═══ INFORMATION PROVIDED

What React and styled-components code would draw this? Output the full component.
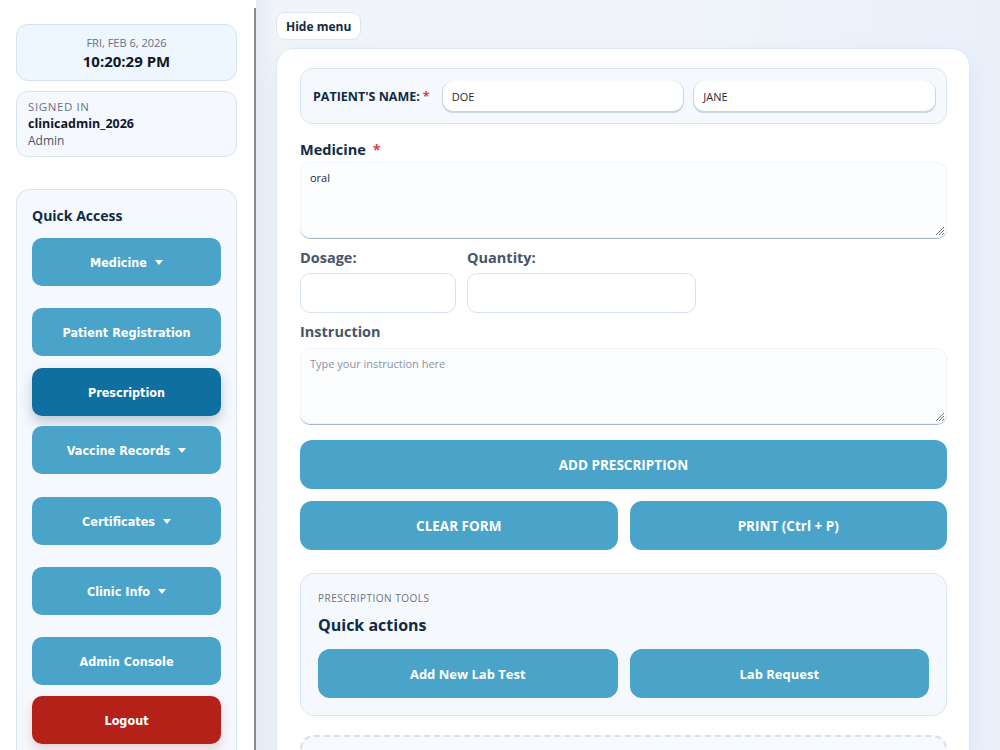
import { styled, createGlobalStyle } from "styled-components";

const GlobalStyle = createGlobalStyle`
    html, body {
        margin: 0;
        padding: 0;
        background: #ffffff;
        font-family: "Open Sans", "Noto Sans", sans-serif;
        color: #0f2a44;
    }
    * {
        box-sizing: border-box;
    }
`;

const Page = styled.div`
    display: flex;
    width: 1000px;
    height: 750px;
    overflow: hidden;
`;

const Sidebar = styled.aside`
    width: 254px;
    flex-shrink: 0;
    padding: 24px 17px 0 16px;
    display: flex;
    flex-direction: column;
    background: #ffffff;
`;

const Divider = styled.div`
    width: 2px;
    margin-top: 8px;
    background: #8c8c8c;
    flex-shrink: 0;
`;

const InfoBox = styled.div`
    border-radius: 12px;
    border: 1px solid #d5e3f0;
    background: ${(p) => p.$bg};
    padding: ${(p) => p.$pad};
    display: flex;
    flex-direction: column;
    align-items: ${(p) => (p.$center ? "center" : "flex-start")};
    margin-bottom: ${(p) => p.$mb || 0}px;
`;

const DateText = styled.div`
    font-size: 11px;
    color: #6b7280;
    line-height: 16px;
`;

const TimeText = styled.div`
    font-size: 15px;
    font-weight: 700;
    color: #111827;
    line-height: 20px;
`;

const SmallCaps = styled.div`
    font-size: 11.5px;
    letter-spacing: 0.6px;
    color: #6b7280;
    line-height: 16px;
`;

const UserName = styled.div`
    font-size: 12.5px;
    font-weight: 700;
    color: #111827;
    line-height: 18px;
`;

const Role = styled.div`
    font-size: 12px;
    color: #4b5563;
    line-height: 16px;
`;

const QuickPanel = styled.div`
    border: 1px solid #d8e5f1;
    border-bottom: none;
    border-radius: 14px 14px 0 0;
    background: #f5f9fd;
    padding: 16px 15px 20px 15px;
    display: flex;
    flex-direction: column;
    flex: 1;
`;

const PanelTitle = styled.div`
    font-size: 14px;
    font-weight: 700;
    color: #0f2a44;
    line-height: 20px;
    margin-bottom: 12px;
`;

const NavButton = styled.button`
    width: 189px;
    height: 48px;
    border: none;
    border-radius: 10px;
    background: ${(p) => (p.$variant === "active" ? "#0f6fa0" : p.$variant === "danger" ? "#b32119" : "#4aa3c9")};
    box-shadow: ${(p) =>
        p.$variant === "active"
            ? "0 6px 12px rgba(15, 60, 100, 0.25)"
            : p.$variant === "danger"
            ? "0 6px 12px rgba(180, 40, 30, 0.18)"
            : "none"};
    color: #ffffff;
    font-family: "DejaVu Sans", Verdana, sans-serif;
    font-stretch: condensed;
    font-size: 12.5px;
    font-weight: 700;
    display: flex;
    align-items: center;
    justify-content: center;
    gap: 8px;
    margin-bottom: ${(p) => p.$mb}px;
    flex-shrink: 0;
    cursor: pointer;
`;

const Caret = styled.span`
    width: 0;
    height: 0;
    border-left: 4px solid transparent;
    border-right: 4px solid transparent;
    border-top: 5px solid #ffffff;
`;

const Main = styled.main`
    flex: 1;
    min-width: 0;
    padding: 12px 29px 0 20px;
    background: linear-gradient(90deg, #e4ecf6 0px, #f1f5fa 20px, #f0f4fa 60%, #e9f0fa 100%);
    display: flex;
    flex-direction: column;
    align-items: flex-start;
    overflow: hidden;
`;

const HideButton = styled.button`
    height: 28px;
    flex-shrink: 0;
    padding: 0 9px;
    border: 1px solid #dbe6f2;
    border-radius: 9px;
    background: #ffffff;
    font-family: "Open Sans", sans-serif;
    font-size: 12px;
    font-weight: 700;
    color: #0f2a44;
    margin-bottom: 8px;
    cursor: pointer;
`;

const Card = styled.section`
    width: 694px;
    flex-shrink: 0;
    background: #ffffff;
    border: 1px solid #dde8f4;
    border-radius: 18px;
    box-shadow: 0 8px 24px rgba(30, 70, 120, 0.06);
    padding: 19px 22px 40px 23px;
    display: flex;
    flex-direction: column;
`;

const NameRow = styled.div`
    height: 56px;
    display: flex;
    align-items: center;
    gap: 11px;
    padding: 0 11px 0 12px;
    border: 1px solid #d9e6f2;
    border-radius: 12px;
    background: #f5f9fd;
    margin-bottom: 16px;
`;

const NameLabel = styled.div`
    font-size: 12.5px;
    font-weight: 700;
    color: #0f2a44;
    white-space: nowrap;
    margin-right: 2px;
`;

const Star = styled.span`
    color: #e0413a;
    margin-left: ${(p) => p.$gap || 3}px;
`;

const NameInput = styled.div`
    flex: 1;
    height: 30px;
    background: #ffffff;
    border-radius: 10px;
    box-shadow: 0 1px 0 1px #c9d6e3;
    font-size: 11px;
    color: #1f2937;
    display: flex;
    align-items: center;
    padding-left: 9px;
`;

const FieldLabel = styled.div`
    font-size: 14.5px;
    font-weight: 700;
    color: ${(p) => (p.$dark ? "#0f2a44" : "#475569")};
    line-height: 20px;
    margin-bottom: ${(p) => p.$mb || 4}px;
`;

const TextArea = styled.div`
    position: relative;
    height: 76px;
    flex-shrink: 0;
    background: #fcfdfe;
    border-radius: 10px;
    box-shadow: 0 1px 0 0 #a7b7c8, inset 0 0 0 1px #f1f5f9;
    font-size: 11px;
    color: ${(p) => (p.$placeholder ? "#8a94a3" : "#1f2937")};
    padding: 8px 10px;
    margin-bottom: ${(p) => p.$mb}px;
`;

const Grip = styled.svg`
    position: absolute;
    right: 2px;
    bottom: 2px;
`;

const SmallRow = styled.div`
    display: flex;
    gap: 11px;
    margin-bottom: 9px;
`;

const SmallField = styled.div`
    display: flex;
    flex-direction: column;
    width: ${(p) => p.$w}px;
`;

const SmallInput = styled.div`
    height: 40px;
    border: 1px solid #d6e2ee;
    border-radius: 10px;
    background: #ffffff;
`;

const ActionButton = styled.button`
    height: 49px;
    flex: 1;
    width: 100%;
    border: none;
    border-radius: 12px;
    background: #4aa3c9;
    color: #ffffff;
    font-family: "Open Sans", sans-serif;
    font-size: ${(p) => p.$size || 13.5}px;
    font-weight: 700;
    cursor: pointer;
`;

const ButtonRow = styled.div`
    display: flex;
    gap: 12px;
    margin-top: ${(p) => p.$mt}px;
    margin-bottom: ${(p) => p.$mb || 0}px;
`;

const ToolsBox = styled.div`
    border: 1px solid #d9e6f2;
    border-radius: 14px;
    background: #f5f9fd;
    padding: 17px;
    display: flex;
    flex-direction: column;
`;

const ToolsEyebrow = styled.div`
    font-size: 10px;
    letter-spacing: 0.5px;
    color: #6b7280;
    line-height: 14px;
    margin-bottom: 10px;
`;

const ToolsTitle = styled.div`
    font-size: 16px;
    font-weight: 700;
    color: #0f2a44;
    line-height: 20px;
    margin-bottom: 14px;
`;

const DashedBox = styled.div`
    margin-top: 19px;
    height: 60px;
    border: 2px dashed #d3e2f0;
    border-radius: 14px;
    background: #f7fafe;
`;

const GripIcon = () => (
    <Grip width="12" height="12" viewBox="0 0 12 12">
        <path d="M11 3 L3 11 M11 6 L6 11 M11 9 L9 11" stroke="#6b7280" strokeWidth="1" fill="none" />
    </Grip>
);

const navItems = [
    { label: "Medicine", caret: true, mb: 22 },
    { label: "Patient Registration", mb: 12 },
    { label: "Prescription", variant: "active", mb: 10 },
    { label: "Vaccine Records", caret: true, mb: 23 },
    { label: "Certificates", caret: true, mb: 22 },
    { label: "Clinic Info", caret: true, mb: 22 },
    { label: "Admin Console", mb: 11 },
    { label: "Logout", variant: "danger", mb: 0 },
];

const App = () => {
    return (
        <>
            <GlobalStyle />
            <Page>
                <Sidebar>
                    <InfoBox $bg="#eef6ff" $pad="10px 0 9px" $center $mb={10}>
                        <DateText>FRI, FEB 6, 2026</DateText>
                        <TimeText>10:20:29 PM</TimeText>
                    </InfoBox>
                    <InfoBox $bg="#f5f9ff" $pad="7px 11px 7px" $mb={32}>
                        <SmallCaps>SIGNED IN</SmallCaps>
                        <UserName>clinicadmin_2026</UserName>
                        <Role>Admin</Role>
                    </InfoBox>
                    <QuickPanel>
                        <PanelTitle>Quick Access</PanelTitle>
                        {navItems.map((item) => (
                            <NavButton key={item.label} $variant={item.variant} $mb={item.mb}>
                                {item.label}
                                {item.caret && <Caret />}
                            </NavButton>
                        ))}
                    </QuickPanel>
                </Sidebar>
                <Divider />
                <Main>
                    <HideButton>Hide menu</HideButton>
                    <Card>
                        <NameRow>
                            <NameLabel>
                                PATIENT'S NAME:<Star>*</Star>
                            </NameLabel>
                            <NameInput>DOE</NameInput>
                            <NameInput>JANE</NameInput>
                        </NameRow>

                        <FieldLabel $dark $mb={2}>
                            Medicine<Star $gap={7}>*</Star>
                        </FieldLabel>
                        <TextArea $mb={10}>
                            oral
                            <GripIcon />
                        </TextArea>

                        <SmallRow>
                            <SmallField $w={156}>
                                <FieldLabel $mb={5}>Dosage:</FieldLabel>
                                <SmallInput />
                            </SmallField>
                            <SmallField $w={229}>
                                <FieldLabel $mb={5}>Quantity:</FieldLabel>
                                <SmallInput />
                            </SmallField>
                        </SmallRow>

                        <FieldLabel $mb={6}>Instruction</FieldLabel>
                        <TextArea $placeholder $mb={0}>
                            Type your instruction here
                            <GripIcon />
                        </TextArea>

                        <ButtonRow $mt={16}>
                            <ActionButton>ADD PRESCRIPTION</ActionButton>
                        </ButtonRow>
                        <ButtonRow $mt={12} $mb={23}>
                            <ActionButton>CLEAR FORM</ActionButton>
                            <ActionButton>PRINT (Ctrl + P)</ActionButton>
                        </ButtonRow>

                        <ToolsBox>
                            <ToolsEyebrow>PRESCRIPTION TOOLS</ToolsEyebrow>
                            <ToolsTitle>Quick actions</ToolsTitle>
                            <ButtonRow $mt={0}>
                                <ActionButton $size={13}>Add New Lab Test</ActionButton>
                                <ActionButton $size={13}>Lab Request</ActionButton>
                            </ButtonRow>
                        </ToolsBox>

                        <DashedBox />
                    </Card>
                </Main>
            </Page>
        </>
    );
};

export default App;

══════

__TASK GOAL__
Count how many lines of the material hold the string "components". Give the number and nothing more.

__COMPLETE RESPONSE__
2